> Instructions to follow
Leaving the pictures aside, transcribe every line below exactly.

> Supplied material

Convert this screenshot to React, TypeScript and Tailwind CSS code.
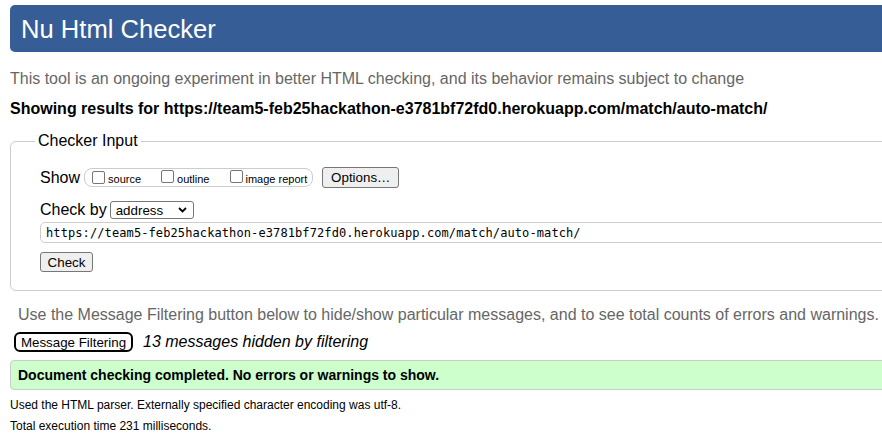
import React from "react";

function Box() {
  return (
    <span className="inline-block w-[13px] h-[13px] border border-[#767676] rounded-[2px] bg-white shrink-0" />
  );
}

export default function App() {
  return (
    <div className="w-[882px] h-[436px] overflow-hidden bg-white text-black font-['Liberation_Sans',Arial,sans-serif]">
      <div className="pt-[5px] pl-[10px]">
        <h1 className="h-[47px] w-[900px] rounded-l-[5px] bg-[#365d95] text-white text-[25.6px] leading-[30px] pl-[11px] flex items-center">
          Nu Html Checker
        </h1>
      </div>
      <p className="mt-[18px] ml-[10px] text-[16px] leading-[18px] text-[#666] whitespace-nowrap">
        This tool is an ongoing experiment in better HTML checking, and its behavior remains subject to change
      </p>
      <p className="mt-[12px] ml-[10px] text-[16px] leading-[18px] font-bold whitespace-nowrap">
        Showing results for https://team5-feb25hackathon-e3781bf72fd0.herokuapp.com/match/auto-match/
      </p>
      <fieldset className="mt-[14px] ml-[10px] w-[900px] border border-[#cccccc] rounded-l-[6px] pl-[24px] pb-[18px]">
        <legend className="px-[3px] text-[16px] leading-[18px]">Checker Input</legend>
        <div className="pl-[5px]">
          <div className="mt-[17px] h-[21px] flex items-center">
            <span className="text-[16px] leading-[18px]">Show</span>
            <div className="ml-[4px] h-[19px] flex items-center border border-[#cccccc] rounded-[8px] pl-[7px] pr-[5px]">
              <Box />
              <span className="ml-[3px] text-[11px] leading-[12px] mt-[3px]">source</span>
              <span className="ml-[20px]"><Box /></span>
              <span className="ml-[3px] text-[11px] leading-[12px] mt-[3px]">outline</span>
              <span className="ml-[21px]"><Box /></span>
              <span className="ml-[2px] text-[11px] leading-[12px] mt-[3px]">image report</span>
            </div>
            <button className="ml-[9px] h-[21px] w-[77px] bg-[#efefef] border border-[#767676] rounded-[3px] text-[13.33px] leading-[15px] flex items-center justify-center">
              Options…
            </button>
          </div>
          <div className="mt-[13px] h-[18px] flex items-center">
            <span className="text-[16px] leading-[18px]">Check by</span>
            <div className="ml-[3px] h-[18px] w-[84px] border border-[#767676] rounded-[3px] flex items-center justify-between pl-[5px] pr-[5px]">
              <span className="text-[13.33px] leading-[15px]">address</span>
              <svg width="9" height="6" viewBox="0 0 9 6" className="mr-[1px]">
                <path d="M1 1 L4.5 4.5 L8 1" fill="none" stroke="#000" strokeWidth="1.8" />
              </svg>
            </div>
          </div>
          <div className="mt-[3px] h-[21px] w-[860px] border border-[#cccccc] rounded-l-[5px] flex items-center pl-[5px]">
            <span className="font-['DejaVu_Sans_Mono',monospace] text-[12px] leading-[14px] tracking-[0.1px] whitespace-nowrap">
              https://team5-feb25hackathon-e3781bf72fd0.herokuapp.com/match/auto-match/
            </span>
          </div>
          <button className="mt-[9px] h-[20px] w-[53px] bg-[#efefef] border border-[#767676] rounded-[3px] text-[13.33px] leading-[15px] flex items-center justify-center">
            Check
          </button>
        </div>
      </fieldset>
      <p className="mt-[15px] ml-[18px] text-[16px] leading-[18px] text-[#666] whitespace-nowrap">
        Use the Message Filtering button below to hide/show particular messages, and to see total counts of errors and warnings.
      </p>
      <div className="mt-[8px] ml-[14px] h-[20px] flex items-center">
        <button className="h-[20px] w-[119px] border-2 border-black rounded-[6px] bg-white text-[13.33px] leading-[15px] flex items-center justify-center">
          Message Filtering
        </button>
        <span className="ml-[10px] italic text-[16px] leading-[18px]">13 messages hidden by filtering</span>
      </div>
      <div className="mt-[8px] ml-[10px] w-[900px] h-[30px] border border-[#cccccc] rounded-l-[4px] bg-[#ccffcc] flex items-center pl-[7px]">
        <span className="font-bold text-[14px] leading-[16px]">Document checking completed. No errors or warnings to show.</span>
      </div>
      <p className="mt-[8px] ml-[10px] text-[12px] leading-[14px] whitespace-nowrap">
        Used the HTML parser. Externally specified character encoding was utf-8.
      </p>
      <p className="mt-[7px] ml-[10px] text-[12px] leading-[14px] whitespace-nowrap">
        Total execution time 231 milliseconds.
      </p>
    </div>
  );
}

> Full output
Convert this screenshot to React, TypeScript and Tailwind CSS code.
import React from "react";

function Box() {
  return (
    <span className="inline-block w-[13px] h-[13px] border border-[#767676] rounded-[2px] bg-white shrink-0" />
  );
}

export default function App() {
  return (
    <div className="w-[882px] h-[436px] overflow-hidden bg-white text-black font-['Liberation_Sans',Arial,sans-serif]">
      <div className="pt-[5px] pl-[10px]">
        <h1 className="h-[47px] w-[900px] rounded-l-[5px] bg-[#365d95] text-white text-[25.6px] leading-[30px] pl-[11px] flex items-center">
          Nu Html Checker
        </h1>
      </div>
      <p className="mt-[18px] ml-[10px] text-[16px] leading-[18px] text-[#666] whitespace-nowrap">
        This tool is an ongoing experiment in better HTML checking, and its behavior remains subject to change
      </p>
      <p className="mt-[12px] ml-[10px] text-[16px] leading-[18px] font-bold whitespace-nowrap">
        Showing results for https://team5-feb25hackathon-e3781bf72fd0.herokuapp.com/match/auto-match/
      </p>
      <fieldset className="mt-[14px] ml-[10px] w-[900px] border border-[#cccccc] rounded-l-[6px] pl-[24px] pb-[18px]">
        <legend className="px-[3px] text-[16px] leading-[18px]">Checker Input</legend>
        <div className="pl-[5px]">
          <div className="mt-[17px] h-[21px] flex items-center">
            <span className="text-[16px] leading-[18px]">Show</span>
            <div className="ml-[4px] h-[19px] flex items-center border border-[#cccccc] rounded-[8px] pl-[7px] pr-[5px]">
              <Box />
              <span className="ml-[3px] text-[11px] leading-[12px] mt-[3px]">source</span>
              <span className="ml-[20px]"><Box /></span>
              <span className="ml-[3px] text-[11px] leading-[12px] mt-[3px]">outline</span>
              <span className="ml-[21px]"><Box /></span>
              <span className="ml-[2px] text-[11px] leading-[12px] mt-[3px]">image report</span>
            </div>
            <button className="ml-[9px] h-[21px] w-[77px] bg-[#efefef] border border-[#767676] rounded-[3px] text-[13.33px] leading-[15px] flex items-center justify-center">
              Options…
            </button>
          </div>
          <div className="mt-[13px] h-[18px] flex items-center">
            <span className="text-[16px] leading-[18px]">Check by</span>
            <div className="ml-[3px] h-[18px] w-[84px] border border-[#767676] rounded-[3px] flex items-center justify-between pl-[5px] pr-[5px]">
              <span className="text-[13.33px] leading-[15px]">address</span>
              <svg width="9" height="6" viewBox="0 0 9 6" className="mr-[1px]">
                <path d="M1 1 L4.5 4.5 L8 1" fill="none" stroke="#000" strokeWidth="1.8" />
              </svg>
            </div>
          </div>
          <div className="mt-[3px] h-[21px] w-[860px] border border-[#cccccc] rounded-l-[5px] flex items-center pl-[5px]">
            <span className="font-['DejaVu_Sans_Mono',monospace] text-[12px] leading-[14px] tracking-[0.1px] whitespace-nowrap">
              https://team5-feb25hackathon-e3781bf72fd0.herokuapp.com/match/auto-match/
            </span>
          </div>
          <button className="mt-[9px] h-[20px] w-[53px] bg-[#efefef] border border-[#767676] rounded-[3px] text-[13.33px] leading-[15px] flex items-center justify-center">
            Check
          </button>
        </div>
      </fieldset>
      <p className="mt-[15px] ml-[18px] text-[16px] leading-[18px] text-[#666] whitespace-nowrap">
        Use the Message Filtering button below to hide/show particular messages, and to see total counts of errors and warnings.
      </p>
      <div className="mt-[8px] ml-[14px] h-[20px] flex items-center">
        <button className="h-[20px] w-[119px] border-2 border-black rounded-[6px] bg-white text-[13.33px] leading-[15px] flex items-center justify-center">
          Message Filtering
        </button>
        <span className="ml-[10px] italic text-[16px] leading-[18px]">13 messages hidden by filtering</span>
      </div>
      <div className="mt-[8px] ml-[10px] w-[900px] h-[30px] border border-[#cccccc] rounded-l-[4px] bg-[#ccffcc] flex items-center pl-[7px]">
        <span className="font-bold text-[14px] leading-[16px]">Document checking completed. No errors or warnings to show.</span>
      </div>
      <p className="mt-[8px] ml-[10px] text-[12px] leading-[14px] whitespace-nowrap">
        Used the HTML parser. Externally specified character encoding was utf-8.
      </p>
      <p className="mt-[7px] ml-[10px] text-[12px] leading-[14px] whitespace-nowrap">
        Total execution time 231 milliseconds.
      </p>
    </div>
  );
}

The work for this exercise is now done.